Ok @here-abarany -- impressive changes! I had some questions etc, although nothing major.

My main concern is actually getting this to merge against 3.0 (master). I know it's not practical to split this into smaller chunks, but one thing that might help is if white-space changes (removal of white-space from end-of-lines) could be done as a separate PR first? I could merge that in, then into master; that'd probably remove noise slightly.

I suspect I will need help with master merge anyway but maybe little bit less.

here-abarany commented 1 year ago

@cowtowncoder thanks for the review, I hope to push up an update later today based on your comments. I'll have two separate pushes: one to rebase onto the latest 2.15 changes and one to push up the updates.

With regards to the whitespace changes, my editor is configured to clear trailing whitespace on save. I might be able to check out to the 2.15 head, save those files, and cherry-pick my changes on top of that to reduce some of the noise. If I'm successful I'll include that with my pushes later today.

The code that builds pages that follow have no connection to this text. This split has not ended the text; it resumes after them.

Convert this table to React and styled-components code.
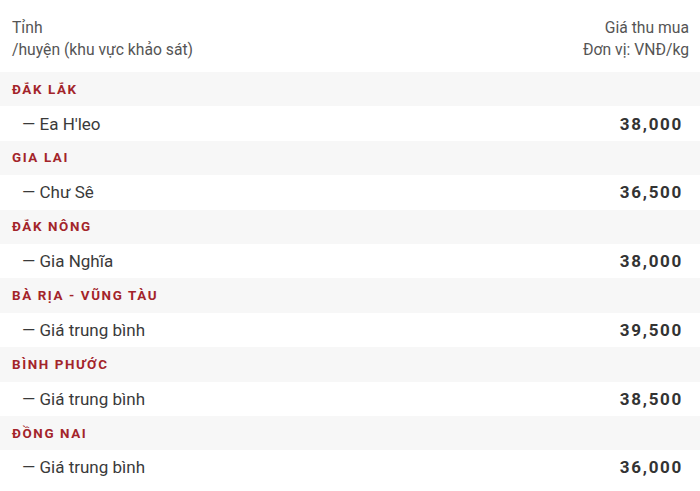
import styled, { createGlobalStyle } from "styled-components";

const GlobalStyle = createGlobalStyle`
  body {
    margin: 0;
    background: #fff;
    font-family: Roboto, "Liberation Sans", Arial, sans-serif;
  }
`;

const Table = styled.div`
  width: 700px;
`;

const Header = styled.div`
  display: flex;
  justify-content: space-between;
  align-items: flex-start;
  height: 72px;
  padding: 17px 11px 0 12px;
  box-sizing: border-box;
  font-size: 15.7px;
  line-height: 22px;
  color: #555;
`;

const HeaderCell = styled.div`
  text-align: ${(p) => (p.right ? "right" : "left")};
`;

const ProvinceRow = styled.div`
  display: flex;
  align-items: center;
  height: 34.4px;
  padding-left: 12px;
  background: #f7f7f7;
  color: #a3242a;
  font-size: 13.4px;
  font-weight: 700;
  letter-spacing: 1.6px;
`;

const ItemRow = styled.div`
  display: flex;
  justify-content: space-between;
  align-items: center;
  height: 34.4px;
  padding: 0 17px 0 22px;
  color: #3a3a3a;
  font-size: 17px;
`;

const Price = styled.span`
  font-weight: 700;
  font-size: 17px;
  letter-spacing: 1.7px;
  color: #333;
`;

const data = [
  { province: "ĐẮK LẮK", area: "Ea H'leo", price: "38,000" },
  { province: "GIA LAI", area: "Chư Sê", price: "36,500" },
  { province: "ĐẮK NÔNG", area: "Gia Nghĩa", price: "38,000" },
  { province: "BÀ RỊA - VŨNG TÀU", area: "Giá trung bình", price: "39,500" },
  { province: "BÌNH PHƯỚC", area: "Giá trung bình", price: "38,500" },
  { province: "ĐỒNG NAI", area: "Giá trung bình", price: "36,000" },
];

const App = () => {
  return (
    <>
      <GlobalStyle />
      <Table>
        <Header>
          <HeaderCell>
            Tỉnh
            <br />
            /huyện (khu vực khảo sát)
          </HeaderCell>
          <HeaderCell right>
            Giá thu mua
            <br />
            Đơn vị: VNĐ/kg
          </HeaderCell>
        </Header>
        {data.map((row) => (
          <div key={row.province}>
            <ProvinceRow>{row.province}</ProvinceRow>
            <ItemRow>
              <span>— {row.area}</span>
              <Price>{row.price}</Price>
            </ItemRow>
          </div>
        ))}
      </Table>
    </>
  );
};

export default App;
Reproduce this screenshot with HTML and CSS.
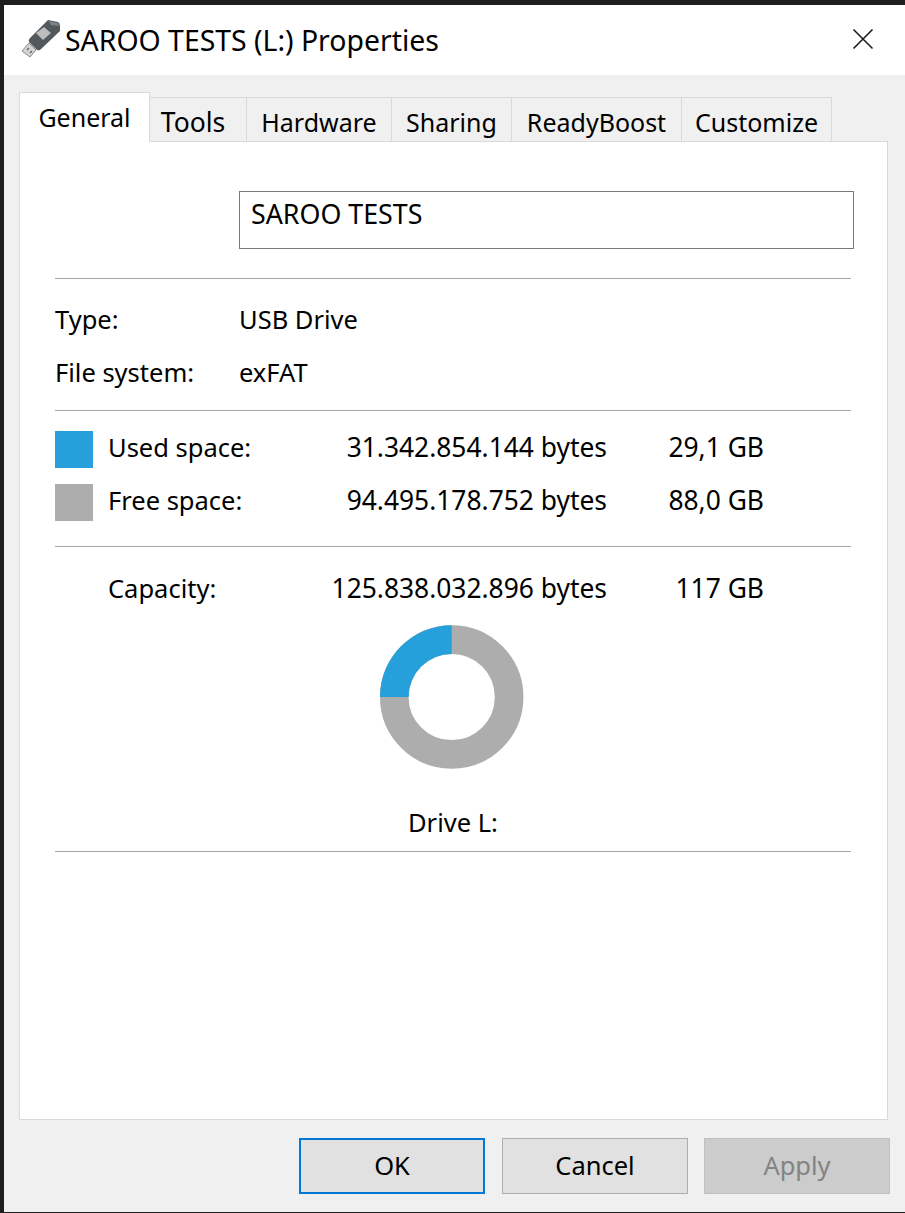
FILE: index.html
```html
<!DOCTYPE html>
<html lang="en">
<head>
    <meta charset="UTF-8">
    <title>SAROO TESTS (L:) Properties</title>
    <link rel="stylesheet" href="styles.css">
</head>
<body>
    <div class="window">
        <div class="titlebar">
            <svg class="usb-icon" width="42" height="42" viewBox="0 0 42 42">
                <path d="M11 25l7 7-6 7-8-6z" fill="#d4d4d4" stroke="#8a8a8a" stroke-width="1"/>
                <path d="M9 32l2-2M12 35l2-2" stroke="#666" stroke-width="1.5" fill="none"/>
                <path d="M30 2L40 4Q42 5 42 8L42 13 22 32Q20 33 18 31L11 24Q10 22 12 20z" fill="#52585c"/>
                <path d="M31 3L40 5 41 8 33 7z" fill="#7d8387"/>
                <path d="M18 15l8-6 7 6-8 7z" fill="#bcbcbc"/>
            </svg>
            <span class="title">SAROO TESTS (L:) Properties</span>
            <svg class="close" width="22" height="22" viewBox="0 0 22 22">
                <path d="M1.5 1.5l19 19M20.5 1.5l-19 19" stroke="#1c1c1c" stroke-width="1.6" fill="none"/>
            </svg>
        </div>

        <div class="content">
            <div class="tabs">
                <div class="tab active">General</div>
                <div class="tab tools">Tools</div>
                <div class="tab hardware">Hardware</div>
                <div class="tab sharing">Sharing</div>
                <div class="tab boost">ReadyBoost</div>
                <div class="tab custom">Customize</div>
            </div>

            <div class="panel">
                <div class="name-row">
                    <div class="name-input">SAROO TESTS</div>
                </div>
                <hr class="divider first">

                <div class="info-row"><span class="info-label">Type:</span><span class="info-value">USB Drive</span></div>
                <div class="info-row"><span class="info-label">File system:</span><span class="info-value">exFAT</span></div>
                <hr class="divider info-end">

                <div class="space-row">
                    <span class="swatch used"></span><span class="cell">Used space:</span>
                    <span class="cell bytes">31.342.854.144 bytes</span><span class="cell gb">29,1 GB</span>
                </div>
                <div class="space-row">
                    <span class="swatch free"></span><span class="cell">Free space:</span>
                    <span class="cell bytes">94.495.178.752 bytes</span><span class="cell gb">88,0 GB</span>
                </div>
                <hr class="divider space-end">

                <div class="space-row capacity">
                    <span></span><span class="cell">Capacity:</span>
                    <span class="cell bytes">125.838.032.896 bytes</span><span class="cell gb">117 GB</span>
                </div>

                <div class="donut-wrap">
                    <svg width="144" height="145" viewBox="0 0 144 145">
                        <circle cx="71.7" cy="72" r="57.4" fill="none" stroke="#adadad" stroke-width="28.6"/>
                        <path d="M71.7 .3A71.7 71.7 0 0 0 0 72H28.6A43.1 43.1 0 0 1 71.7 28.9z" fill="#26a0da"/>
                    </svg>
                </div>
                <div class="drive-label">Drive L:</div>
                <hr class="divider last">
            </div>

            <div class="buttons">
                <div class="btn default">OK</div>
                <div class="btn">Cancel</div>
                <div class="btn disabled">Apply</div>
            </div>
        </div>
    </div>
</body>
</html>
```

FILE: styles.css
```css
/* properties dialog */
html, body {
    margin: 0;
    height: 100%;
    overflow: hidden;
}
body {
    background-color: #1f1f1f;
    font-family: "Noto Sans", "Open Sans", sans-serif;
    font-size: 25.5px;
    color: #000;
}
.window {
    box-sizing: border-box;
    margin: 5px 0 0 4px;
    height: 1207px;
    background-color: #f0f0f0;
    display: flex;
    flex-direction: column;
}
.titlebar {
    height: 70px;
    background-color: #fff;
    display: flex;
    align-items: center;
    padding-left: 14px;
    flex-shrink: 0;
}
.usb-icon {
    margin-top: -2px;
    margin-right: 5px;
}
.title {
    flex: 1;
    font-size: 28.4px;
    margin-top: -1px;
}
.close {
    margin-right: 31px;
    margin-top: -2px;
}
.content {
    padding: 17px 0 0 15px;
    display: flex;
    flex-direction: column;
    flex: 1;
}

/* tabs */
.tabs {
    display: flex;
    align-items: flex-end;
    height: 49px;
}
.tab {
    box-sizing: border-box;
    height: 44px;
    border: 1px solid #d9d9d9;
    border-left: none;
    border-bottom: none;
    display: flex;
    align-items: center;
    justify-content: center;
    padding-top: 4px;
    font-size: 25px;
}
.tab.active {
    width: 131px;
    height: 50px;
    margin-bottom: -1px;
    background-color: #fff;
    border: 1px solid #d9d9d9;
    border-bottom: none;
    padding-top: 0;
    padding-bottom: 2px;
    position: relative;
    z-index: 1;
}
.tools { width: 97px; padding-right: 10px; font-size: 26.5px; }
.hardware { width: 145px; }
.sharing { width: 120px; }
.boost { width: 170px; }
.custom { width: 150px; }

/* main panel */
.panel {
    box-sizing: border-box;
    width: 869px;
    height: 979px;
    background-color: #fff;
    border: 1px solid #d9d9d9;
    padding: 49px 0 0 35px;
}
.name-row {
    padding-left: 184px;
}
.name-input {
    box-sizing: border-box;
    width: 615px;
    height: 58px;
    border: 1px solid #7a7a7a;
    padding: 4px 11px;
    line-height: 36px;
    font-size: 26.8px;
}
.divider {
    border: none;
    height: 1px;
    background-color: #a6a6a6;
    margin: 0;
    width: 796px;
}
.first { margin-top: 29px; }
.info-row {
    display: flex;
    height: 53px;
    align-items: center;
}
.first + .info-row { margin-top: 15px; }
.info-label { width: 184px; margin-top: -4px; }
.info-value { margin-top: -4px; }
.info-end { margin-top: 10px; }
.space-row {
    display: grid;
    grid-template-columns: 53px 210px 289px 157px;
    height: 53px;
    align-items: center;
}
.cell { margin-top: -5px; }
.capacity .cell { margin-top: -1px; }
.bytes, .gb { text-align: right; }
.bytes { font-size: 26.4px; }
.gb { font-size: 26.4px; }
.swatch {
    width: 38px;
    height: 37px;
}
.used { background-color: #26a0da; }
.free { background-color: #adadad; }
.info-end + .space-row { margin-top: 12px; }
.space-end { margin-top: 17px; }
.capacity { margin-top: 15px; }
.donut-wrap {
    margin-top: 10px;
    padding-left: 325px;
    height: 145px;
}
.drive-label {
    margin-top: 30px;
    padding-left: 353px;
    line-height: 44px;
}
.last { margin-top: 7px; }

/* bottom buttons */
.buttons {
    display: flex;
    margin-top: 18px;
    padding-left: 280px;
}
.btn {
    box-sizing: border-box;
    flex-shrink: 0;
    width: 186px;
    height: 56px;
    background-color: #e1e1e1;
    border: 1px solid #adadad;
    display: flex;
    align-items: center;
    justify-content: center;
    margin-right: 16px;
    padding-bottom: 2px;
}
.default { border: 2px solid #0078d7; margin-right: 17px; }
.disabled {
    background-color: #ccc;
    border-color: #bfbfbf;
    color: #838383;
    margin-right: 0;
}
```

I can try merging into the master branch locally and see what happens. Hopefully everything merges cleanly, if not I'll note what issues I encountered.

cowtowncoder commented 1 year ago

@cowtowncoder thanks for the review, I hope to push up an update later today based on your comments. I'll have two separate pushes: one to rebase onto the latest 2.15 changes and one to push up the updates.

With regards to the whitespace changes, my editor is configured to clear trailing whitespace on save. I might be able to check out to the 2.15 head, save those files, and cherry-pick my changes on top of that to reduce some of the noise. If I'm successful I'll include that with my pushes later today.

I can try merging into the master branch locally and see what happens. Hopefully everything merges cleanly, if not I'll note what issues I encountered.

It's unlikely to merge cleanly, partly due to package renaming, partly due to big API changes. But exactly how tricky it is can vary. :)

As to whitespace, I'll try to figure out how to do that on my end for 2.15; that way you can just rebase on 2.15 head. No need for you to have to do that now I think.

cowtowncoder commented 1 year ago

@here-abarany Ok I did white-space trimming, merged it to master (re-linking some sources that hopefully reduces conflicts -- changing Java package causes lots of pain). So you may want to merge/rebase from 2.15 now.

here-abarany commented 1 year ago

@cowtowncoder I have pushed up my changes, I believe I addressed all the comment threads from the review. The first push is just a rebase, so you should be able to view just my latest changes by comparing the latest push just before this comment.

cowtowncoder commented 1 year ago

@here-abarany Ok, sorry, missed couple of smaller things; now done with reviewing I think. Minor test changes requested to make it more likely things merge less uncleanly.

here-abarany commented 1 year ago

@cowtowncoder I have pushed up a new revision to fix your latest comments.

cowtowncoder commented 1 year ago

Thank you @here-abarany! I will pick this up again today or tomorrow, get it merged.

cowtowncoder commented 1 year ago

Ok, phew. Merge to master went ok, almost: there is just one new failure and that's for String-Refs; BiggerDataTest.testRoundTripStringref().

I suspect it is since CBORParser.nextFieldName() methods (renamed as just nextName() in 3.0) do not all handle String-refs. Or rather, new nextNameMatch() method doesn't -- it probably needs to, and I think jackson-databind uses that for Bean properties in 3.0.

Could you have a look if you can see how to fix this, @here-abarany ?

here-abarany commented 1 year ago

@cowtowncoder thanks for getting it merged in, I'll see if I can take a look on Monday for the master issue.

cowtowncoder commented 1 year ago

@cowtowncoder thanks for getting it merged in, I'll see if I can take a look on Monday for the master issue.

Thank you in advance! Hopefully it is relatively straight-forward.